**Written request:** Give back the full listing, character for character, with no pictures.

**Available data:**
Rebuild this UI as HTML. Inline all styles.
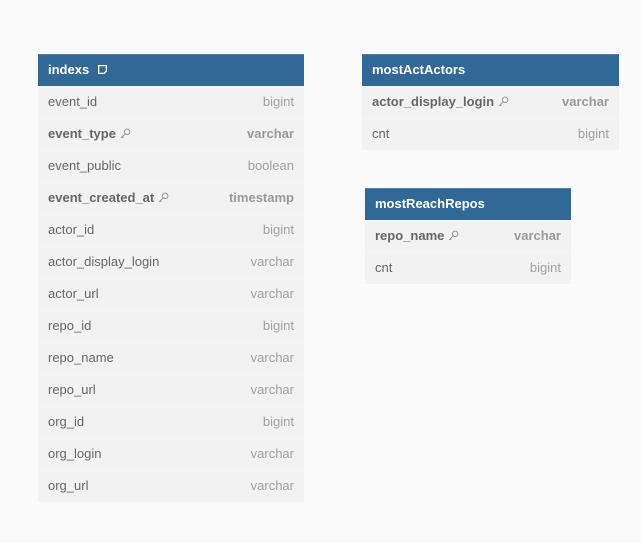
<!DOCTYPE html>
<html><head><style>
body{margin:0;width:641px;height:543px;background:#fafafa;font-family:"Liberation Sans",sans-serif;position:relative;overflow:hidden}
.t{position:absolute;background:#f2f2f2}
.h{height:32px;background:#316896;color:#fff;font-weight:bold;font-size:13px;line-height:29px;padding:0 10px;border-top:1px solid #4f80a8;box-sizing:border-box}
.r{height:32px;line-height:30px;font-size:13px;color:#666;padding:0 10px;display:flex;justify-content:space-between;border-top:1px solid #f6f6f6;box-sizing:border-box}
.r span:last-child{color:#a0a0a0}
.b{font-weight:bold}
.b span:last-child{color:#999}
.k{display:inline-block;width:11px;height:11px;vertical-align:-1px;margin-left:4px}
</style></head><body>
<div class="t" style="left:38px;top:54px;width:266px">
<div class="h">indexs <svg class="k" viewBox="0 0 10 10"><path d="M1.5 1.5h7v5l-2 2h-5z" fill="none" stroke="#fff" stroke-width="1.2"/></svg></div>
<div class="r"><span>event_id</span><span>bigint</span></div>
<div class="r b"><span>event_type<svg class="k" viewBox="0 0 10 10"><circle cx="6.5" cy="3.5" r="2.5" fill="none" stroke="#888" stroke-width=".8"/><path d="M5 5L1 9M2 8l1 1" stroke="#888" stroke-width=".8" fill="none"/></svg></span><span>varchar</span></div>
<div class="r"><span>event_public</span><span>boolean</span></div>
<div class="r b"><span>event_created_at<svg class="k" viewBox="0 0 10 10"><circle cx="6.5" cy="3.5" r="2.5" fill="none" stroke="#888" stroke-width=".8"/><path d="M5 5L1 9M2 8l1 1" stroke="#888" stroke-width=".8" fill="none"/></svg></span><span>timestamp</span></div>
<div class="r"><span>actor_id</span><span>bigint</span></div>
<div class="r"><span>actor_display_login</span><span>varchar</span></div>
<div class="r"><span>actor_url</span><span>varchar</span></div>
<div class="r"><span>repo_id</span><span>bigint</span></div>
<div class="r"><span>repo_name</span><span>varchar</span></div>
<div class="r"><span>repo_url</span><span>varchar</span></div>
<div class="r"><span>org_id</span><span>bigint</span></div>
<div class="r"><span>org_login</span><span>varchar</span></div>
<div class="r"><span>org_url</span><span>varchar</span></div>
</div>
<div class="t" style="left:362px;top:54px;width:257px">
<div class="h">mostActActors</div>
<div class="r b"><span>actor_display_login<svg class="k" viewBox="0 0 10 10"><circle cx="6.5" cy="3.5" r="2.5" fill="none" stroke="#888" stroke-width=".8"/><path d="M5 5L1 9M2 8l1 1" stroke="#888" stroke-width=".8" fill="none"/></svg></span><span>varchar</span></div>
<div class="r"><span>cnt</span><span>bigint</span></div>
</div>
<div class="t" style="left:365px;top:188px;width:206px">
<div class="h">mostReachRepos</div>
<div class="r b"><span>repo_name<svg class="k" viewBox="0 0 10 10"><circle cx="6.5" cy="3.5" r="2.5" fill="none" stroke="#888" stroke-width=".8"/><path d="M5 5L1 9M2 8l1 1" stroke="#888" stroke-width=".8" fill="none"/></svg></span><span>varchar</span></div>
<div class="r"><span>cnt</span><span>bigint</span></div>
</div>
</body></html>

**Task response:**
Rebuild this UI as HTML. Inline all styles.
<!DOCTYPE html>
<html><head><style>
body{margin:0;width:641px;height:543px;background:#fafafa;font-family:"Liberation Sans",sans-serif;position:relative;overflow:hidden}
.t{position:absolute;background:#f2f2f2}
.h{height:32px;background:#316896;color:#fff;font-weight:bold;font-size:13px;line-height:29px;padding:0 10px;border-top:1px solid #4f80a8;box-sizing:border-box}
.r{height:32px;line-height:30px;font-size:13px;color:#666;padding:0 10px;display:flex;justify-content:space-between;border-top:1px solid #f6f6f6;box-sizing:border-box}
.r span:last-child{color:#a0a0a0}
.b{font-weight:bold}
.b span:last-child{color:#999}
.k{display:inline-block;width:11px;height:11px;vertical-align:-1px;margin-left:4px}
</style></head><body>
<div class="t" style="left:38px;top:54px;width:266px">
<div class="h">indexs <svg class="k" viewBox="0 0 10 10"><path d="M1.5 1.5h7v5l-2 2h-5z" fill="none" stroke="#fff" stroke-width="1.2"/></svg></div>
<div class="r"><span>event_id</span><span>bigint</span></div>
<div class="r b"><span>event_type<svg class="k" viewBox="0 0 10 10"><circle cx="6.5" cy="3.5" r="2.5" fill="none" stroke="#888" stroke-width=".8"/><path d="M5 5L1 9M2 8l1 1" stroke="#888" stroke-width=".8" fill="none"/></svg></span><span>varchar</span></div>
<div class="r"><span>event_public</span><span>boolean</span></div>
<div class="r b"><span>event_created_at<svg class="k" viewBox="0 0 10 10"><circle cx="6.5" cy="3.5" r="2.5" fill="none" stroke="#888" stroke-width=".8"/><path d="M5 5L1 9M2 8l1 1" stroke="#888" stroke-width=".8" fill="none"/></svg></span><span>timestamp</span></div>
<div class="r"><span>actor_id</span><span>bigint</span></div>
<div class="r"><span>actor_display_login</span><span>varchar</span></div>
<div class="r"><span>actor_url</span><span>varchar</span></div>
<div class="r"><span>repo_id</span><span>bigint</span></div>
<div class="r"><span>repo_name</span><span>varchar</span></div>
<div class="r"><span>repo_url</span><span>varchar</span></div>
<div class="r"><span>org_id</span><span>bigint</span></div>
<div class="r"><span>org_login</span><span>varchar</span></div>
<div class="r"><span>org_url</span><span>varchar</span></div>
</div>
<div class="t" style="left:362px;top:54px;width:257px">
<div class="h">mostActActors</div>
<div class="r b"><span>actor_display_login<svg class="k" viewBox="0 0 10 10"><circle cx="6.5" cy="3.5" r="2.5" fill="none" stroke="#888" stroke-width=".8"/><path d="M5 5L1 9M2 8l1 1" stroke="#888" stroke-width=".8" fill="none"/></svg></span><span>varchar</span></div>
<div class="r"><span>cnt</span><span>bigint</span></div>
</div>
<div class="t" style="left:365px;top:188px;width:206px">
<div class="h">mostReachRepos</div>
<div class="r b"><span>repo_name<svg class="k" viewBox="0 0 10 10"><circle cx="6.5" cy="3.5" r="2.5" fill="none" stroke="#888" stroke-width=".8"/><path d="M5 5L1 9M2 8l1 1" stroke="#888" stroke-width=".8" fill="none"/></svg></span><span>varchar</span></div>
<div class="r"><span>cnt</span><span>bigint</span></div>
</div>
</body></html>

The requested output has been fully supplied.